Goal of the exercise: The line containing "import React from" marks the end: extract everything from the first line of the data through that line, exactly, with no pictures.

Records for the task:
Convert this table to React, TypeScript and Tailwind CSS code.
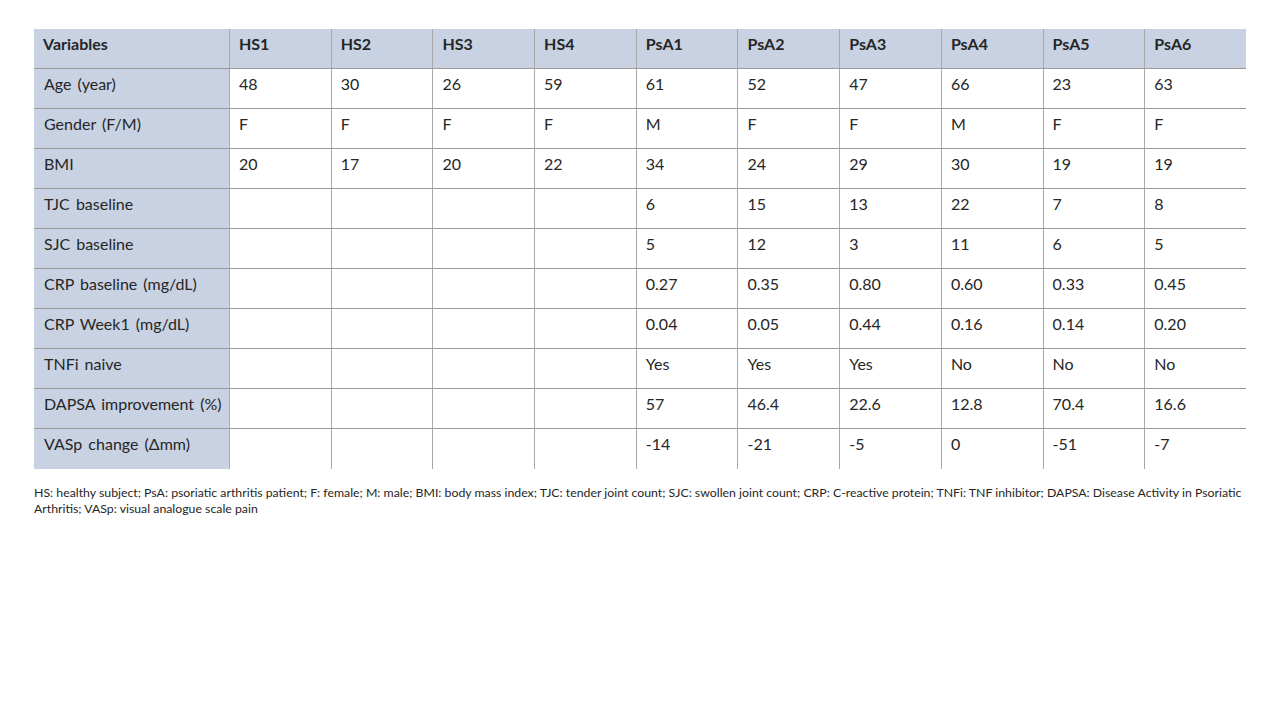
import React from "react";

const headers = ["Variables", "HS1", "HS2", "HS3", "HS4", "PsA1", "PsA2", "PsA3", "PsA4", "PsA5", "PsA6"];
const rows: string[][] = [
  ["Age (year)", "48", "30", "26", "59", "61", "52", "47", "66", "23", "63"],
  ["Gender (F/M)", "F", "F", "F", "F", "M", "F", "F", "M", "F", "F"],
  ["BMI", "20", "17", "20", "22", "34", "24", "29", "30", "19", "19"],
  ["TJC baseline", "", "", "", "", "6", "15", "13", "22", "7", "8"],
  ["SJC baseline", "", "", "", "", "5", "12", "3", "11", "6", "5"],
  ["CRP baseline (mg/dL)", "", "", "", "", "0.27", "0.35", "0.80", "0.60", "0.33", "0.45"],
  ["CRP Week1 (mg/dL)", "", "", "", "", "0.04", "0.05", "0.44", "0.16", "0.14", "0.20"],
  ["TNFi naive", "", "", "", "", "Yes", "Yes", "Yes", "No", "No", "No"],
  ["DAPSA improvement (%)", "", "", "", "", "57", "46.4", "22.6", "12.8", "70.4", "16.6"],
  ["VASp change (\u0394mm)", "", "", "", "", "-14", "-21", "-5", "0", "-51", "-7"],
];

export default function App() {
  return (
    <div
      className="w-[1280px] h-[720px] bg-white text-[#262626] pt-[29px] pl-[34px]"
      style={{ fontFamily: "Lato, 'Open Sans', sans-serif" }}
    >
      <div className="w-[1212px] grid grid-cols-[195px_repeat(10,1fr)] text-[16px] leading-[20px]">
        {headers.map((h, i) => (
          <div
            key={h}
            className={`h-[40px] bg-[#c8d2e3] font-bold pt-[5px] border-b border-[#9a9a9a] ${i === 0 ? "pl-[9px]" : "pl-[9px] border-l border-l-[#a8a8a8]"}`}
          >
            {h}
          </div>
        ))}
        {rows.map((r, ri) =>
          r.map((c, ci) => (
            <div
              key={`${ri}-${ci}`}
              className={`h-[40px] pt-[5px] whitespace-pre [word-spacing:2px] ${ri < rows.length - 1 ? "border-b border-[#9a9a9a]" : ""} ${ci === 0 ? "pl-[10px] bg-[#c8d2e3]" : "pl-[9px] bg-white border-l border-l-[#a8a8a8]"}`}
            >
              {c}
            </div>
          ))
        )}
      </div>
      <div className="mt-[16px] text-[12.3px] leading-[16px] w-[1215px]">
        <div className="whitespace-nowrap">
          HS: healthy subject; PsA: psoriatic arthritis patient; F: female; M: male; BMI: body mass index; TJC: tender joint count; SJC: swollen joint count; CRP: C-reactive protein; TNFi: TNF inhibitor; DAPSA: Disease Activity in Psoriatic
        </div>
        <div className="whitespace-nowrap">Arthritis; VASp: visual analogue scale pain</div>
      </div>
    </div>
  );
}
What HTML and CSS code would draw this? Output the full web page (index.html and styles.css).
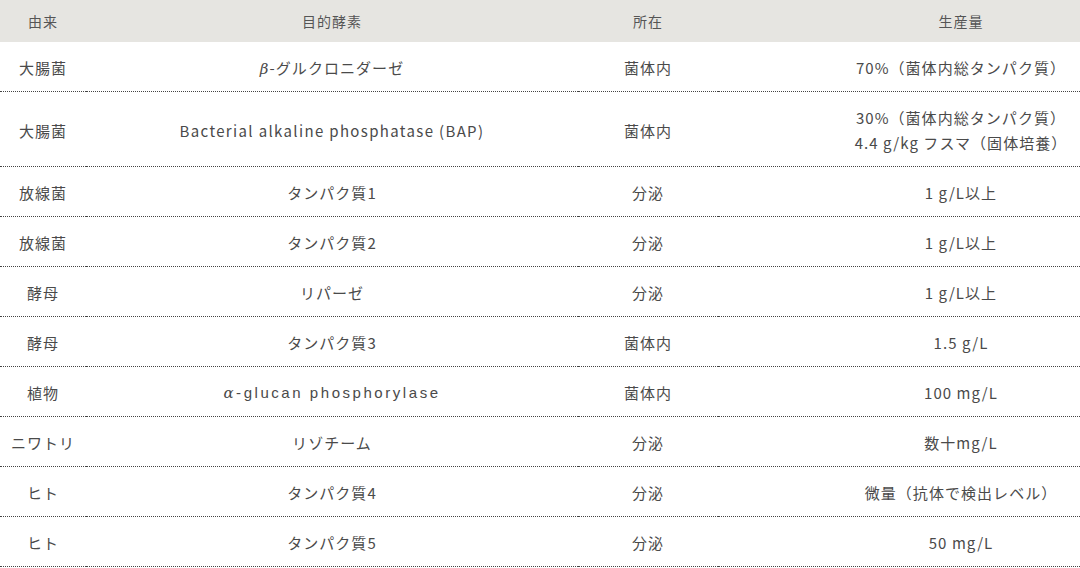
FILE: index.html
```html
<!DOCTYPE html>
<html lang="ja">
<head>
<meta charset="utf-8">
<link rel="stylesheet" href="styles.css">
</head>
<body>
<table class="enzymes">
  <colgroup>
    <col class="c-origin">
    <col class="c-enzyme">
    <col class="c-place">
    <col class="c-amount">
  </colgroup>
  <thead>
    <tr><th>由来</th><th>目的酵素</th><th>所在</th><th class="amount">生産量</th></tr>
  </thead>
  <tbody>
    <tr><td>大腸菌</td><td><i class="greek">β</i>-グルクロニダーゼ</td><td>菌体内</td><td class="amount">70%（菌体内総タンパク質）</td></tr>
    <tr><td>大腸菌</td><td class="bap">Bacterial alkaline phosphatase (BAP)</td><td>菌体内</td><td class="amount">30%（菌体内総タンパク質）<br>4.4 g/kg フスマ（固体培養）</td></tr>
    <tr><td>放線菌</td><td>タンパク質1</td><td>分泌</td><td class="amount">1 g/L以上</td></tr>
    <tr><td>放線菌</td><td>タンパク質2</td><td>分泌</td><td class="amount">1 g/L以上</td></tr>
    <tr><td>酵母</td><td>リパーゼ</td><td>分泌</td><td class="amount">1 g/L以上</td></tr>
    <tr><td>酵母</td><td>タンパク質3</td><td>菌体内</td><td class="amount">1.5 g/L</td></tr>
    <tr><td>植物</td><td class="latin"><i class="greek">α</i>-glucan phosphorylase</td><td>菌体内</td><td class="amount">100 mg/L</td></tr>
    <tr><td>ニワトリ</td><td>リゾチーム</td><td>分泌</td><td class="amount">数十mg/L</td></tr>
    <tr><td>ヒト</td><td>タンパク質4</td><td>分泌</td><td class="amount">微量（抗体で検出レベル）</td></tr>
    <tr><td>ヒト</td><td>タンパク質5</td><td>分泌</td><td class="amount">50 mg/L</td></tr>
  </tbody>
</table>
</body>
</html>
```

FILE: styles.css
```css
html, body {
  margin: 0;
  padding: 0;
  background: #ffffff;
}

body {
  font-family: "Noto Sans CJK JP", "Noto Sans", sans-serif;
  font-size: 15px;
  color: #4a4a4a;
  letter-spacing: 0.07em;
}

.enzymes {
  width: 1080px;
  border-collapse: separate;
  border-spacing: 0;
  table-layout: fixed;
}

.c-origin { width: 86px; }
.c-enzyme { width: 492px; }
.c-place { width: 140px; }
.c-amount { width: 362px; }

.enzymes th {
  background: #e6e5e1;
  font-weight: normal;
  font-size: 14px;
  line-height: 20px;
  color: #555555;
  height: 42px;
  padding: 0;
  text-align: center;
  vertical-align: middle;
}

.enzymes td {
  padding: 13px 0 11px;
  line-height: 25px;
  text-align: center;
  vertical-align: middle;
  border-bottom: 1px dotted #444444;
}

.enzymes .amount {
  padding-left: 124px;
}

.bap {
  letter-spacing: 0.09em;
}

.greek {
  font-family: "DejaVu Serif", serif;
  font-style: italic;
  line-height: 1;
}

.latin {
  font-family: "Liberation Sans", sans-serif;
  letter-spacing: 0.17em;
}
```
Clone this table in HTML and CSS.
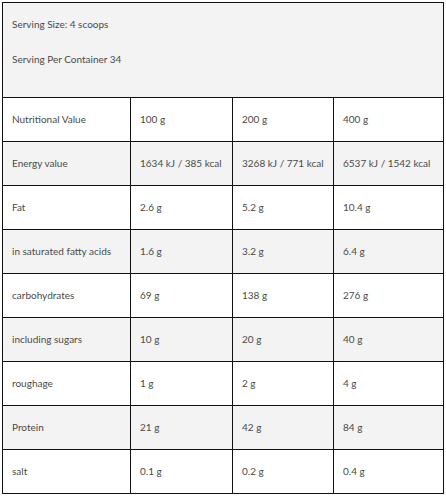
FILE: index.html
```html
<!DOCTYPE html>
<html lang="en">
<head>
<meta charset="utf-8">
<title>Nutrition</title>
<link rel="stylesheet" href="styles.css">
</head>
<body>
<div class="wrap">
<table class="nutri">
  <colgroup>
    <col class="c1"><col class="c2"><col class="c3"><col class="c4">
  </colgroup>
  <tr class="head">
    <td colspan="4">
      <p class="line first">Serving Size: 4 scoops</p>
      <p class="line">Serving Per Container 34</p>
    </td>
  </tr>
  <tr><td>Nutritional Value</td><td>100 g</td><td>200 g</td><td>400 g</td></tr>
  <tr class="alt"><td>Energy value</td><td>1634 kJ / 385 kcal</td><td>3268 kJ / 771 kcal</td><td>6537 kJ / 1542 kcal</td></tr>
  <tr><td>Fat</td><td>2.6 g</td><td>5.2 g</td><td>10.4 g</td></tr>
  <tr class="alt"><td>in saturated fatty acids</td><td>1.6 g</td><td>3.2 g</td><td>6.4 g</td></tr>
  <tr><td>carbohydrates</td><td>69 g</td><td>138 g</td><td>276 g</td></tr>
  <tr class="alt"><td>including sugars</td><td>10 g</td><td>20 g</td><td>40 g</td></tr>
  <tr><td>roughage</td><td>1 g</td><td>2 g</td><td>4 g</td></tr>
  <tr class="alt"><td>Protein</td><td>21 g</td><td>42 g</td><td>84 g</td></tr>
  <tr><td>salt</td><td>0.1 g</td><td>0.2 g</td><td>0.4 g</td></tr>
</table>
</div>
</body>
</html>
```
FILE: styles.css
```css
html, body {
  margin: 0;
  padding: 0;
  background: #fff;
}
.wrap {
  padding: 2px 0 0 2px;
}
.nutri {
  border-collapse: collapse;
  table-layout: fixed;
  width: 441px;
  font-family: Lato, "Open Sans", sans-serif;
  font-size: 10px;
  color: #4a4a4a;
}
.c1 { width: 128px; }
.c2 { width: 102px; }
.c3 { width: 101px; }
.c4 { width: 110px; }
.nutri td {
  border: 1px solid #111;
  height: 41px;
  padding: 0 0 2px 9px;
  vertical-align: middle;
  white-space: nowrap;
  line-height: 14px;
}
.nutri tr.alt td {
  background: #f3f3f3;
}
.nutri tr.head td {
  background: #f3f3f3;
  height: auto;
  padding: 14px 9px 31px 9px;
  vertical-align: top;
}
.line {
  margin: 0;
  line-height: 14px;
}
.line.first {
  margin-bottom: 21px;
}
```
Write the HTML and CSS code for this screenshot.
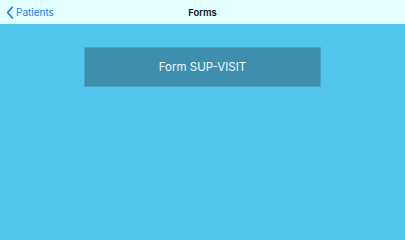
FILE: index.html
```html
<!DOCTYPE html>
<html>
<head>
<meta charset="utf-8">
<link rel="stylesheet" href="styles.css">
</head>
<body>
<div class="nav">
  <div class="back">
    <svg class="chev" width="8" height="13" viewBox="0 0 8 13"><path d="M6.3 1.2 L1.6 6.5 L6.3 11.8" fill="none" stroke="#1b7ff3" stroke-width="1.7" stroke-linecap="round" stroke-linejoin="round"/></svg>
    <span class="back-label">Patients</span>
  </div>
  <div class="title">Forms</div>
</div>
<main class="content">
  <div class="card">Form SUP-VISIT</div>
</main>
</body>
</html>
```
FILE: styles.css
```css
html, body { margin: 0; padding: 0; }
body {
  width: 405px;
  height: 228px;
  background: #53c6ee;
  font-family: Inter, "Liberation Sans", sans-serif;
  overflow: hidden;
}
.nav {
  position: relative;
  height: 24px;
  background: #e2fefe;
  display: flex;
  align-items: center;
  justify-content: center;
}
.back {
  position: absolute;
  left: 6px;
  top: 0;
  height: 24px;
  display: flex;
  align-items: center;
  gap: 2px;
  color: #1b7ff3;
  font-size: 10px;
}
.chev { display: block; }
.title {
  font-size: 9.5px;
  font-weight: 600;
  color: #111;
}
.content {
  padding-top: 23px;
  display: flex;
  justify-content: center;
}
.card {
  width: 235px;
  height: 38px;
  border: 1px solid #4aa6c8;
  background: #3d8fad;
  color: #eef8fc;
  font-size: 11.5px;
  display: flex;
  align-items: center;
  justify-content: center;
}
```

Solution below:
Convert this table to React, TypeScript and Tailwind CSS code.
import React from "react";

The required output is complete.